In defence of MAS, you need to understand this. Every company that has to deal with foreign currencies has to manage the exchange and interest rate risks. They do so by some form or hedging or making sure they do not have a currency asset-liability mis-match. MAS is not a for-profit entity. Its job is to manage the monetary policy of the country. As such, it has to maintain reserves and take on the market risk and the carry cost. MAS has to do national service and bear the brunt. Ditto all other central banks in the world.

The real reason why we should not worry about this loss is the financial strength of MAS. It's General Reserves of SGD22.5b was more than enough to absorb the net loss of SGD7.4b. The capital is intact and equity is still strong at SGD41b.

The one thing I'm happy to see is the MAS observed Inter'l Financial Reporting Standards and took revaluation losses in stride. There is no monkeying around like the Federal Reserves which has, as at Q1 of this year, a marked-to-market loss of USD430 billion not recognised in the P&L. Their capital has been wiped out several times over.

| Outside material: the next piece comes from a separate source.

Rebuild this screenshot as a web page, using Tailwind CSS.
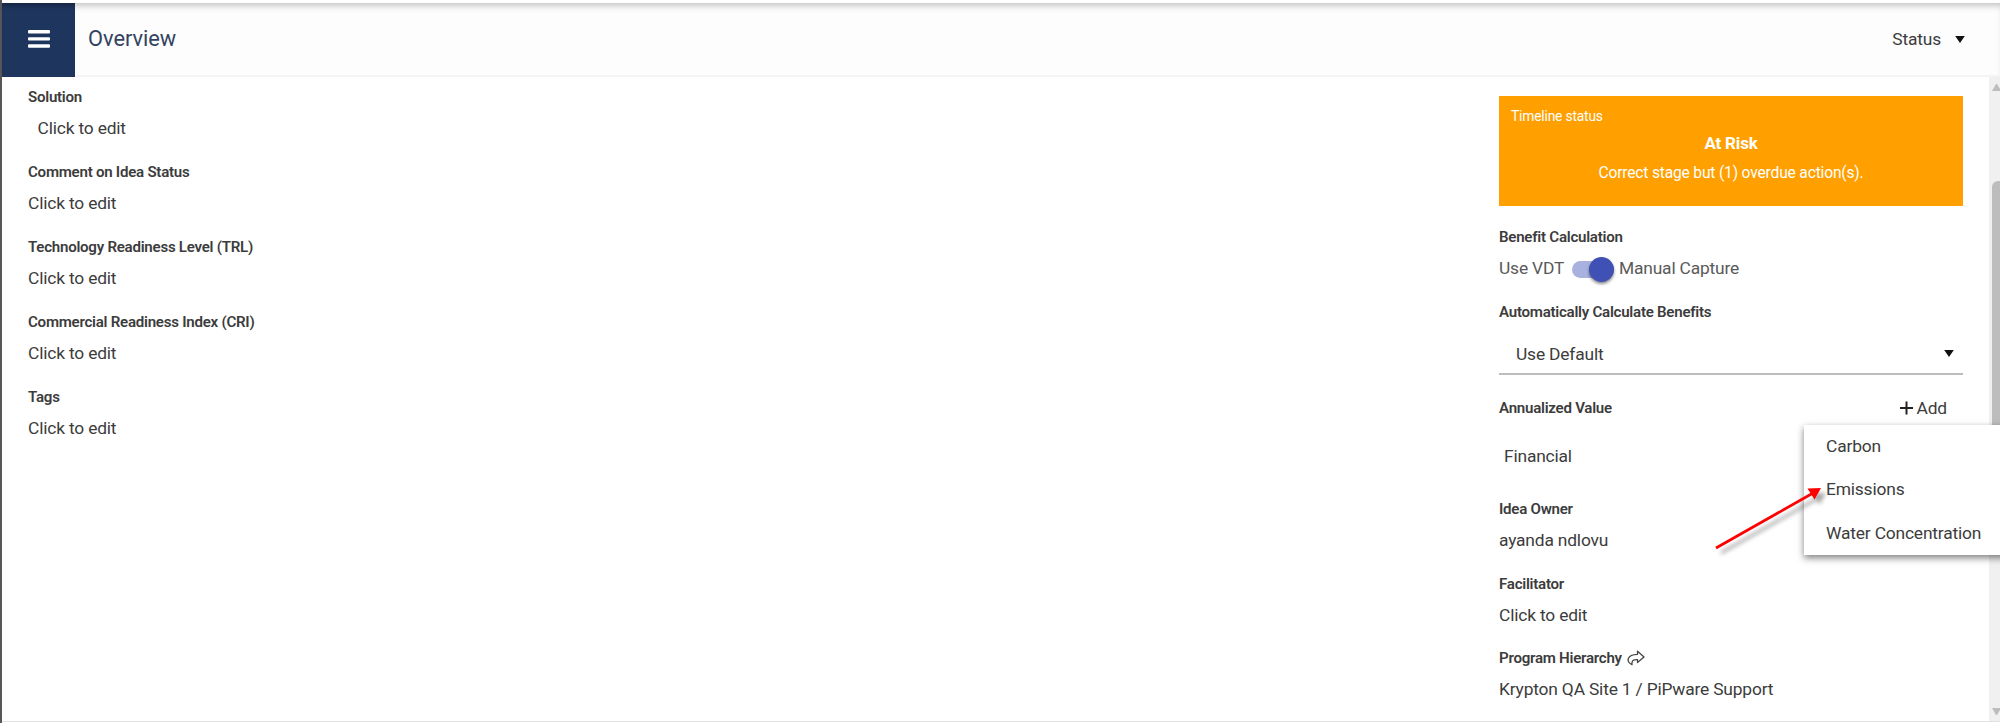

.Read : How the Federal Reserves use creative accounting to hide massive revaluation losses that has completely wiped out their capital
Central banks' monetary actions expose them to market risks. All western country central banks went down the same path of 2 decades of Quantitative Easing, printing money to pour liquidity into their markets, and near zero interest rates. This was engineered to revive the economy after 2008 financial crisis. They all now need to raise interest rates to fight global inflation. All will suffer colossal losses when they mark-to-market their bloated balance sheet that is full of securities. If the SGD8.7b revaluation loss of MAS is a shocker, you ain't seen nothing yet.